As an opening sentence, this isn’t exactly great. The assertion that the flat is situated in the “best location in Leeds City Centre” is undermined immediately by the inclusion of “arguably”. If you want me to be at all interested in this apartment, show some balls and make me believe it’s in a great location! Furthermore, I’m not sure I want to bother with a flat which is “truly comfortable”. “Truly” comfortable? Wow.
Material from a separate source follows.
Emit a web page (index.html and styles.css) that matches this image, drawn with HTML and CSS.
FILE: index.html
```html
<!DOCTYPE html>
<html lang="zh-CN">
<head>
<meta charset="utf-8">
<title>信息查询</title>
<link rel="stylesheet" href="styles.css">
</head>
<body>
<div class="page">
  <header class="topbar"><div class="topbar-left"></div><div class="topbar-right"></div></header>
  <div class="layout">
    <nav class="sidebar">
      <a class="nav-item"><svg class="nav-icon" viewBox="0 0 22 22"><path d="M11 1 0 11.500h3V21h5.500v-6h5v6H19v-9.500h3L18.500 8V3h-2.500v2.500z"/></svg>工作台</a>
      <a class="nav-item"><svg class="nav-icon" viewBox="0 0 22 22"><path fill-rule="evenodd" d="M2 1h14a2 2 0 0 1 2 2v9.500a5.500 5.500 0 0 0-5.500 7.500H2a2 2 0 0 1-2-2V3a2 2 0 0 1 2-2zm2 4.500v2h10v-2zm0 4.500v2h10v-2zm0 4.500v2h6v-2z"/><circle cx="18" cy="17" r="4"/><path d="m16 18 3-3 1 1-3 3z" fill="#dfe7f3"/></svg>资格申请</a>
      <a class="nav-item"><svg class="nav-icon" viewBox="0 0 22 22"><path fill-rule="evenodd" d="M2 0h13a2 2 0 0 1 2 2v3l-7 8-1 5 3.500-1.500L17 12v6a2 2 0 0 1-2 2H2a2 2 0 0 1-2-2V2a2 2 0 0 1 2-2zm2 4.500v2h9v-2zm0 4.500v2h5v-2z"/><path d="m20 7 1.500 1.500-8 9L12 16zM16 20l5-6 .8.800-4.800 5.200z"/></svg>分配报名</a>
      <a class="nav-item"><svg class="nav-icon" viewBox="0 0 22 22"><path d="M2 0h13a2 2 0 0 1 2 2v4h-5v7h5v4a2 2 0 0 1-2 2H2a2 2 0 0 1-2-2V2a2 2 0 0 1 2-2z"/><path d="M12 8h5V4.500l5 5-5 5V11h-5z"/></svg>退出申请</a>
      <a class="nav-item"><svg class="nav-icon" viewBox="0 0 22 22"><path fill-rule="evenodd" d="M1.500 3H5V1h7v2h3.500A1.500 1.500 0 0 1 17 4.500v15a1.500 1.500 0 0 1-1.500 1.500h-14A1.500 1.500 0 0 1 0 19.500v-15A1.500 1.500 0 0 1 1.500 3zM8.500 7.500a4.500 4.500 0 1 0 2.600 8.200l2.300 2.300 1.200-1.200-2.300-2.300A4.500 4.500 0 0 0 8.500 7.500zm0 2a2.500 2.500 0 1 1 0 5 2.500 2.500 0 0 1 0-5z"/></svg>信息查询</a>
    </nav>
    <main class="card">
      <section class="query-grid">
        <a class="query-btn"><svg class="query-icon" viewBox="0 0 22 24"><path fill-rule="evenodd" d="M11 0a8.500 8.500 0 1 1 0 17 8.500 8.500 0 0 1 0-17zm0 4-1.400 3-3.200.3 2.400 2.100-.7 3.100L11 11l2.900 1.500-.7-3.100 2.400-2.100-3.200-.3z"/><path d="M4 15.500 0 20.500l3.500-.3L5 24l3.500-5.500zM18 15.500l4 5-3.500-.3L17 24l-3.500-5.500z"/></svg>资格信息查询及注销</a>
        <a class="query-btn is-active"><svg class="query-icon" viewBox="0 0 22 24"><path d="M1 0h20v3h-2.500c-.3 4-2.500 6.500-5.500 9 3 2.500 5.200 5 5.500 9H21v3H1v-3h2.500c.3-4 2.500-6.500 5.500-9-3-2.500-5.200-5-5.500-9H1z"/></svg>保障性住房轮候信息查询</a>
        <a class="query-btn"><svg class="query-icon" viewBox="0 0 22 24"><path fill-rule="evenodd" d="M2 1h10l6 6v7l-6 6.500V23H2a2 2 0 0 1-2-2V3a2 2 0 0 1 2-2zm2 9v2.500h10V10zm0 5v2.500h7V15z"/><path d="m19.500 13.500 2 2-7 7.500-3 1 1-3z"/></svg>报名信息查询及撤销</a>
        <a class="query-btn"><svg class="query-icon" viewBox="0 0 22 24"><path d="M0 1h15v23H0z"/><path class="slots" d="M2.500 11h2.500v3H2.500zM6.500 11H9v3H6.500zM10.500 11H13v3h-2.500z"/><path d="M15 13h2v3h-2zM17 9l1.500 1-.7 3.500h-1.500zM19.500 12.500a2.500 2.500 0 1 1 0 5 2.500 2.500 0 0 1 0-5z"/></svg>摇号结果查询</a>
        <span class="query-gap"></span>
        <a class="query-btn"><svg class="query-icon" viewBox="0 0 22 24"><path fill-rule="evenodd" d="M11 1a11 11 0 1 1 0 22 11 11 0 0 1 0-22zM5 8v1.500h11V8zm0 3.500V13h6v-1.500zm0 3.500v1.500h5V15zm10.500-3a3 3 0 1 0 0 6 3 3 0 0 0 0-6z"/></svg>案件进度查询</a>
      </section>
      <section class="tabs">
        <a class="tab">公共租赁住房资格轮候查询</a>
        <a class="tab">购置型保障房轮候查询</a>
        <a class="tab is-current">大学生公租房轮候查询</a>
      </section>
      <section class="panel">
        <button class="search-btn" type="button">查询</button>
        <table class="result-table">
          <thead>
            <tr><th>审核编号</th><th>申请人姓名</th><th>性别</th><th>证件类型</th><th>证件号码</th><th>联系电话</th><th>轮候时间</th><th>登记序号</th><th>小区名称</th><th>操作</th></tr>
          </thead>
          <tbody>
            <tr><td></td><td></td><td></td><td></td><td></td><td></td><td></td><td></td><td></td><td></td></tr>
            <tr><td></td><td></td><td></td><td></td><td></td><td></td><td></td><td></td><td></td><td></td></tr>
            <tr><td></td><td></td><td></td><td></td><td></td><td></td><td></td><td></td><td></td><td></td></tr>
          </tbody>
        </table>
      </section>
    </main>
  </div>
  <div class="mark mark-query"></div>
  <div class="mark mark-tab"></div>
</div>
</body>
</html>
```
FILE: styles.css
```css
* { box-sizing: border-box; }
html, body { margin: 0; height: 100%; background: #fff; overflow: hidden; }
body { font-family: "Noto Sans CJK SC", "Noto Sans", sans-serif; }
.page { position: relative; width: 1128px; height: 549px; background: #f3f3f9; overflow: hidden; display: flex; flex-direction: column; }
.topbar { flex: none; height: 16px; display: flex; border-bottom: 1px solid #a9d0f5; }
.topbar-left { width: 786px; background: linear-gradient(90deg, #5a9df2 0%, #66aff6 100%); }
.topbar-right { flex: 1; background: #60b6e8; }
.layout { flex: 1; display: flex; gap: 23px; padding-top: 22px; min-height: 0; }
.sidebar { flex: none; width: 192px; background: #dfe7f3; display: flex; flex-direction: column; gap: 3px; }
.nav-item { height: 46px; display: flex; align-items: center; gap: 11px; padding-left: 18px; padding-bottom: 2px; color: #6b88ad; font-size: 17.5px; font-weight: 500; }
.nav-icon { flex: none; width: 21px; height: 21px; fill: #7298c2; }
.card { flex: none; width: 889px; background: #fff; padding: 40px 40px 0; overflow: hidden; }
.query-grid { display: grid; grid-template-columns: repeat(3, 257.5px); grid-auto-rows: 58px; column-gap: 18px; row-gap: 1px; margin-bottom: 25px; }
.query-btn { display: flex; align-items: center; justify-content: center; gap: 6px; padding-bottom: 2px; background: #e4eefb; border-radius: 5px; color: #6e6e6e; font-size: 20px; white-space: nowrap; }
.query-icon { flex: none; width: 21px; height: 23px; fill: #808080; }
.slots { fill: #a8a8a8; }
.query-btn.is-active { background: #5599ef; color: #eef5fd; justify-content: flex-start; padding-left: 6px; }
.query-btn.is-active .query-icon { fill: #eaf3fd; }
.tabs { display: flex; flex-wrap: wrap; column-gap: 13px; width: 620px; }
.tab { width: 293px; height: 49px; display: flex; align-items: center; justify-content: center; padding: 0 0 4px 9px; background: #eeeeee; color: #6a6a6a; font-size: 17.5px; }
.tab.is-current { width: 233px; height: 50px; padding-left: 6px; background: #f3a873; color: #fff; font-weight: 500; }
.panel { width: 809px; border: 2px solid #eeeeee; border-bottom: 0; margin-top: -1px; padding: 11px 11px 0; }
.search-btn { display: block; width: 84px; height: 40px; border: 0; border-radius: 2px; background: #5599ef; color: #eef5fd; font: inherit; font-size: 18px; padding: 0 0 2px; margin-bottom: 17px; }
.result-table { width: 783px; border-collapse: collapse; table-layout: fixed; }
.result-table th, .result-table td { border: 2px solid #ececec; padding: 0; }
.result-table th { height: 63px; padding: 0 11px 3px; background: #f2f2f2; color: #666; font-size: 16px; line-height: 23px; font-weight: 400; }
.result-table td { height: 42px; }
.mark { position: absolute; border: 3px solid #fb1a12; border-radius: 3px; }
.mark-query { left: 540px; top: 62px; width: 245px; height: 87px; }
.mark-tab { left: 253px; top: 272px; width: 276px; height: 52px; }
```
I wonder what the difference between a comfortable and a truly comfortable flat is. “Truly exceptional” might hook me in… but I’m not sure I want to settle for something which is merely comfortable.

“The apartment is approached from The Calls by entering what is effectively a courtyard area taking you to a bridge crossing the canal to Brewery Wharf an ideal spot to spend a warm lazy weekend afternoon enjoying a serene libation, whilst recharging the batteries for the exersions of the evening entertainment.”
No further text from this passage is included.